See, anyone can play a vigorous game of racquetball the first time out. Tennis players are proficient after five minutes of adjusting to the 18 inch racquet, the high-speed 2 1/4 inch rubber ball and the confining court. (The 20 inch-by-40 inch floor, the four glass or wooden walls and the ceiling are legal playing surfaces. No net to jump over at the end of the match; nowhere to chase stray balls.)
But with practice comes sneaky finesse. My opponent, for instance, demonstrates a surprising range of vicious, hostile and nasty moves -- nice shots if I could duplicate them. Unreturnable serves that breeze by, three inches from the floor but miles out of reach; shots that hit the wall just where the wall hits the floor and dribble away laughing; calculated whammies that evaporate at angles you've never read about. Placement is the key. Hard hits, devious maneuvers and a lust for blood don't hurt, either.
So would a psychiatrist call racquetball an outlet for repressed hostility? "Why can't a game be a game without being a release of rage against this, that or the other?" asks Washington psychiatrist Norman Tamarkin. "Why bring psychiatry into everything?"
Colleagues who prepped me for this game said I'd be flung against walls, hit with balls, smashed with racquet and body and freaked out by the boundless drive of my opponent. Like so many young professionals who schedule games around office hours, she leaves passivity in the locker room. Where 10 years ago women said "Oh! Sorry," if they nudged a player en route to a backhand return, now they're jockeying for the limited space at center-court, with assertiveness-trained elbows.
"Women are just as competitive and aggressive on the court as men and can be just as obnoxious," says Phil Kaplan, the racquetball pro at Skyline Racquet & Health Club in Falls Church. "They get angry, cuss and slam their racquets the same way."
According to projections by the U.S. Racquetball Association, by the end of the year 40 percent of the country's 14 million players will be women. (In 1970, only five percent of the 50,000 players in the nation were female.)

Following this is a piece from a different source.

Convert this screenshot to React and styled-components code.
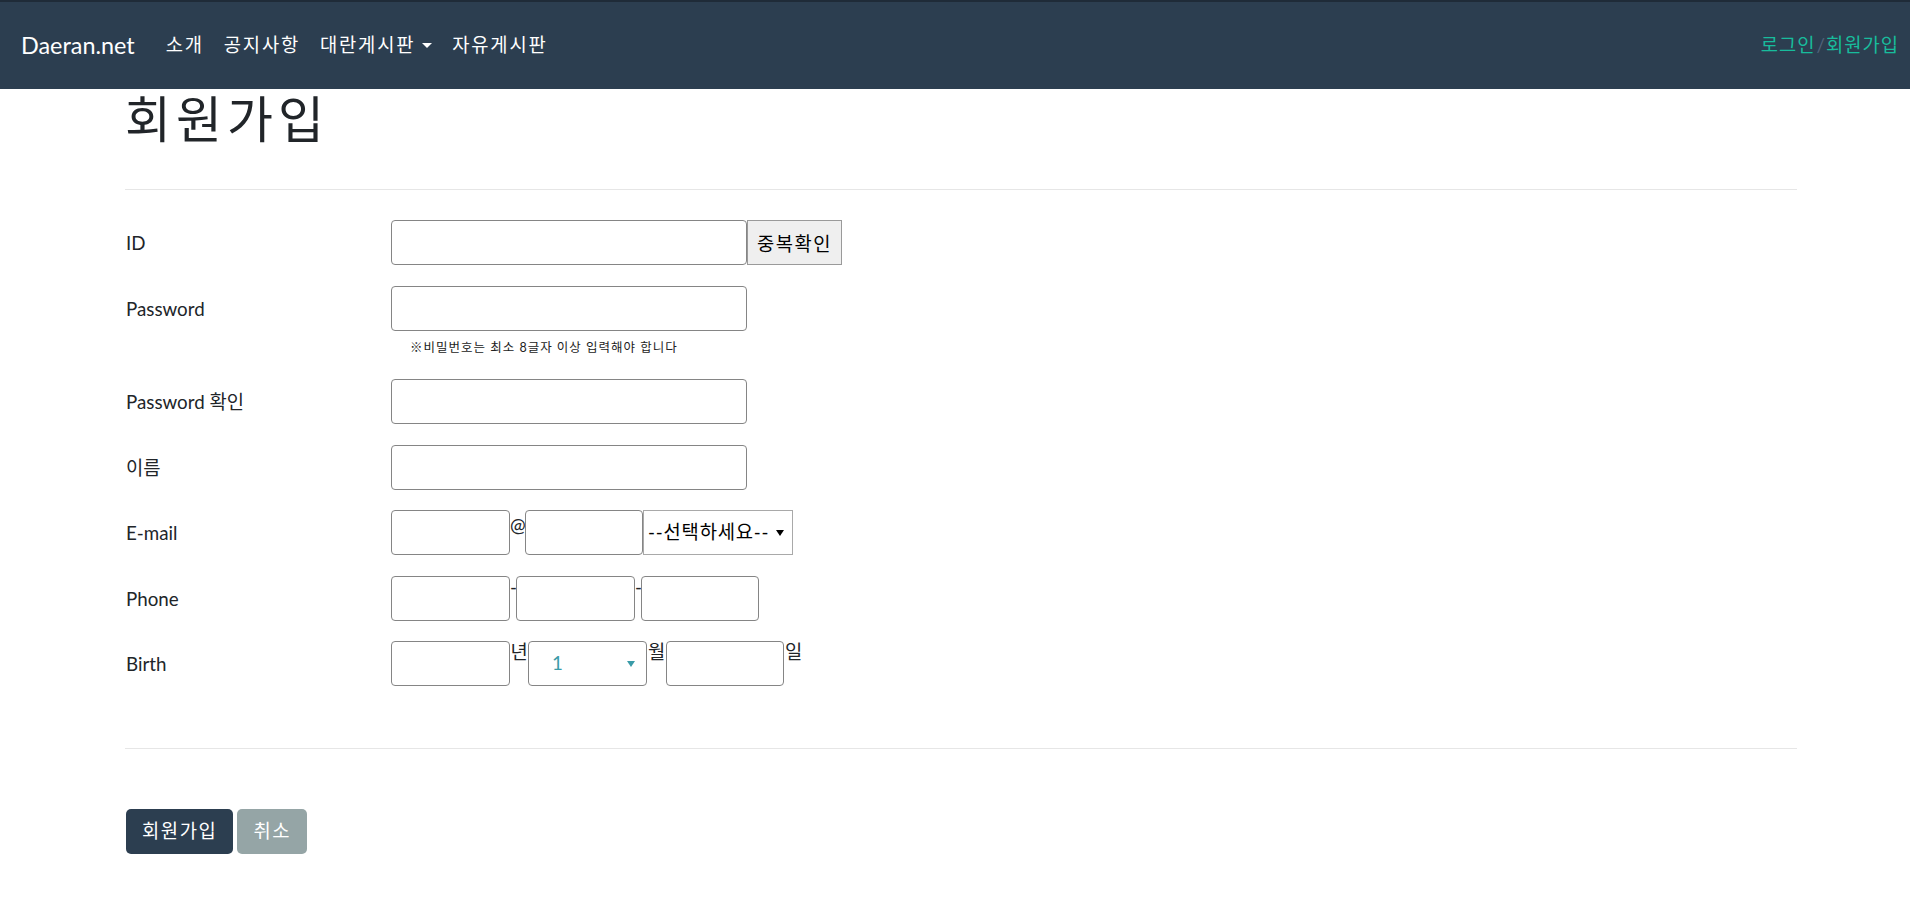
import React from "react";
import styled, { createGlobalStyle } from "styled-components";

const GlobalStyle = createGlobalStyle`
  body {
    margin: 0;
    background: #fff;
    color: #212529;
    font-family: Lato, "Noto Sans CJK KR", sans-serif;
    font-size: 18.75px;
    line-height: 1.5;
  }
`;

const Navbar = styled.nav`
  height: 89px;
  box-sizing: border-box;
  border-top: 2px solid #1f2b38;
  background: #2c3e50;
  display: flex;
  align-items: center;
  padding: 0 11px 0 21px;
`;

const Brand = styled.a`
  color: #fff;
  font-size: 23.4px;
  margin-right: 31px;
  text-decoration: none;
`;

const NavLinks = styled.div`
  display: flex;
  align-items: center;
  gap: 20px;
`;

const NavLink = styled.a`
  color: ${(p) => (p.$accent ? "#18bc9c" : "#fff")};
  text-decoration: none;
  letter-spacing: ${(p) => (p.$accent ? "1px" : "1.8px")};
  display: flex;
  align-items: center;
`;

const Slash = styled.span`
  color: #52637a;
  padding: 0 1px;
`;

const Caret = styled.span`
  display: inline-block;
  margin-left: 7px;
  border-top: 5.6px solid #fff;
  border-left: 5.6px solid transparent;
  border-right: 5.6px solid transparent;
`;

const AuthLinks = styled.div`
  margin-left: auto;
  display: flex;
  align-items: center;
`;

const Main = styled.main`
  padding: 0 113px 0 125px;
`;

const Title = styled.h1`
  margin: 0;
  font-size: 50px;
  font-weight: 400;
  line-height: 1.2;
  letter-spacing: 5px;
`;

const Divider = styled.hr`
  border: 0;
  border-top: 1px solid #e6e6e6;
  margin: ${(p) => p.$margin};
`;

const Form = styled.form`
  display: flex;
  flex-direction: column;
  gap: 20.5px;
`;

const Row = styled.div`
  display: grid;
  grid-template-columns: 266px 1fr;
  align-items: start;
`;

const Label = styled.label`
  line-height: 45px;
  padding-left: 1px;
`;

const Field = styled.div`
  display: flex;
  flex-direction: column;
`;

const Inline = styled.div`
  display: flex;
  align-items: flex-start;
`;

const Input = styled.input`
  box-sizing: border-box;
  width: ${(p) => p.$w}px;
  height: 45px;
  border: 1px solid #858585;
  border-radius: 4px;
  background: #fff;
  font: inherit;
  padding: 0 6px;
  outline: none;
`;

const CheckButton = styled.button`
  box-sizing: border-box;
  width: 95px;
  height: 45px;
  border: 1px solid #9a9a9a;
  border-radius: 0;
  background: #efefef;
  color: #000;
  font-family: "Noto Sans CJK KR", sans-serif;
  font-size: 18.75px;
  letter-spacing: 1.5px;
  padding: 0;
`;

const Hint = styled.div`
  font-size: 12.5px;
  line-height: 17px;
  letter-spacing: 1px;
  padding: 8px 0 3px 19px;
  color: #222;
`;

const Sep = styled.span`
  width: ${(p) => p.$w}px;
  line-height: 1.2;
  padding-top: ${(p) => p.$top || 0}px;
  text-align: center;
  flex-shrink: 0;
`;

const SelectBox = styled.div`
  box-sizing: border-box;
  width: ${(p) => p.$w}px;
  height: 45px;
  display: flex;
  align-items: center;
  border: 1px solid ${(p) => (p.$rounded ? "#858585" : "#a9a9a9")};
  border-radius: ${(p) => (p.$rounded ? "4px" : "0")};
  background: #fff;
  padding-right: ${(p) => (p.$rounded ? 11 : 8)}px;
`;

const Select = styled.select`
  flex: 1;
  min-width: 0;
  appearance: none;
  border: 0;
  outline: none;
  background: transparent;
  font: inherit;
  letter-spacing: 0.8px;
  color: ${(p) => p.$color || "#000"};
  padding: 0 0 0 ${(p) => p.$pad || 4}px;
`;

const Arrow = styled.span`
  border-top: 6px solid ${(p) => p.$color || "#000"};
  border-left: 4px solid transparent;
  border-right: 4px solid transparent;
`;

const Buttons = styled.div`
  display: flex;
  gap: 4px;
  padding-left: 1px;
`;

const Button = styled.button`
  height: 45px;
  padding: 0 16px;
  border: 0;
  border-radius: 5px;
  background: ${(p) => (p.$secondary ? "#95a5a6" : "#2c3e50")};
  color: #fff;
  font: inherit;
  letter-spacing: 1.6px;
`;

export default function App() {
  return (
    <>
      <GlobalStyle />
      <Navbar>
        <Brand href="#">Daeran.net</Brand>
        <NavLinks>
          <NavLink href="#">소개</NavLink>
          <NavLink href="#">공지사항</NavLink>
          <NavLink href="#">
            대란게시판
            <Caret />
          </NavLink>
          <NavLink href="#">자유게시판</NavLink>
        </NavLinks>
        <AuthLinks>
          <NavLink $accent href="#">로그인</NavLink>
          <Slash>/</Slash>
          <NavLink $accent href="#">회원가입</NavLink>
        </AuthLinks>
      </Navbar>

      <Main>
        <Title>회원가입</Title>
        <Divider $margin="40px 0 30px" />

        <Form>
          <Row>
            <Label>ID</Label>
            <Inline>
              <Input $w={356} />
              <CheckButton type="button">중복확인</CheckButton>
            </Inline>
          </Row>

          <Row>
            <Label>Password</Label>
            <Field>
              <Input $w={356} type="password" />
              <Hint>※비밀번호는 최소 8글자 이상 입력해야 합니다</Hint>
            </Field>
          </Row>

          <Row>
            <Label>Password 확인</Label>
            <Inline>
              <Input $w={356} type="password" />
            </Inline>
          </Row>

          <Row>
            <Label>이름</Label>
            <Inline>
              <Input $w={356} />
            </Inline>
          </Row>

          <Row>
            <Label>E-mail</Label>
            <Inline>
              <Input $w={119} />
              <Sep $w={15} $top={4}>@</Sep>
              <Input $w={118} />
              <SelectBox $w={150}>
                <Select>
                  <option>--선택하세요--</option>
                </Select>
                <Arrow />
              </SelectBox>
            </Inline>
          </Row>

          <Row>
            <Label>Phone</Label>
            <Inline>
              <Input $w={119} />
              <Sep $w={6}>-</Sep>
              <Input $w={119} />
              <Sep $w={6}>-</Sep>
              <Input $w={118} />
            </Inline>
          </Row>

          <Row>
            <Label>Birth</Label>
            <Inline>
              <Input $w={119} />
              <Sep $w={18}>년</Sep>
              <SelectBox $w={119} $rounded>
                <Select $color="#3a9ba8" $pad={23}>
                  <option>1</option>
                </Select>
                <Arrow $color="#3a9ba8" />
              </SelectBox>
              <Sep $w={19}>월</Sep>
              <Input $w={118} />
              <Sep $w={19}>일</Sep>
            </Inline>
          </Row>
        </Form>

        <Divider $margin="62px 0 60px" />

        <Buttons>
          <Button type="button">회원가입</Button>
          <Button type="button" $secondary>
            취소
          </Button>
        </Buttons>
      </Main>
    </>
  );
}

Heart-pumping, I take a giant, well-meaning swing, hoping to ricochet the ball from the back wall to the front. Somehow it doesn't connect. My inner monologue is increasingly vile as I struggle to stay cool. I jump up and down like a Wide World of Sports star, awaiting the next monster serve.
Of course, the it's-not-who-wins-that-counts mentality persists among some old-fashioned players, who haven't heard that trouncing the opponent is a different sort of high. Phyllis Komack, captain of the ladies B-team at Courts Royal in Rockville, denies bringing animal aggression to the sport. "It's a tension release, but I play for the fun of it," she says. "It's not worth getting hit in the face with a racquet. My teeth are more important to me than winning the point."
I'm telling myself something about holding my head up back at the office but I'm panting too hard to hear. It's Game Three on court seven at the Rhode Island Avenue Y and I'm taking a beating. A modest jock, accustomed to sweating for exercise, and not over the score, I gave in to friends and invested $10.50 in Foster Grant safety glasses. I'm not ungrateful now, the black elastic band snug around my head and bullet-balls whizzing past my eyebrows.
15-4, 15-5, 15-6. "Maybe next time you'll get seven points," my opponent says.
Next time? I nod my warmest regards, fuming, and dam two streams of sweat running past my jaw. I stretch my tense back, blot my sticky palms, and, dancing Bjorn Borg-stlye in the server's box, begin again.
But now I've figured out her "Z-ball," the one that doesn't bounce where you think it will but parallels the wall, inventing its own geometry, the better to skip you around the court. I'm on to her.
In fact, for three seconds, it's 4-0, my favor. A round of huffing grand slams and smart-alecky teasers ensues. A silent stream of verbal abuse. Why aren't the next scheduled jocks banging on the door to throw us off the court?
Thankfully, it's over: I've cut my losses, 15-12.
My hands are trembling, blood is pumping wildly. "Wanna play again sometime?" she inquires.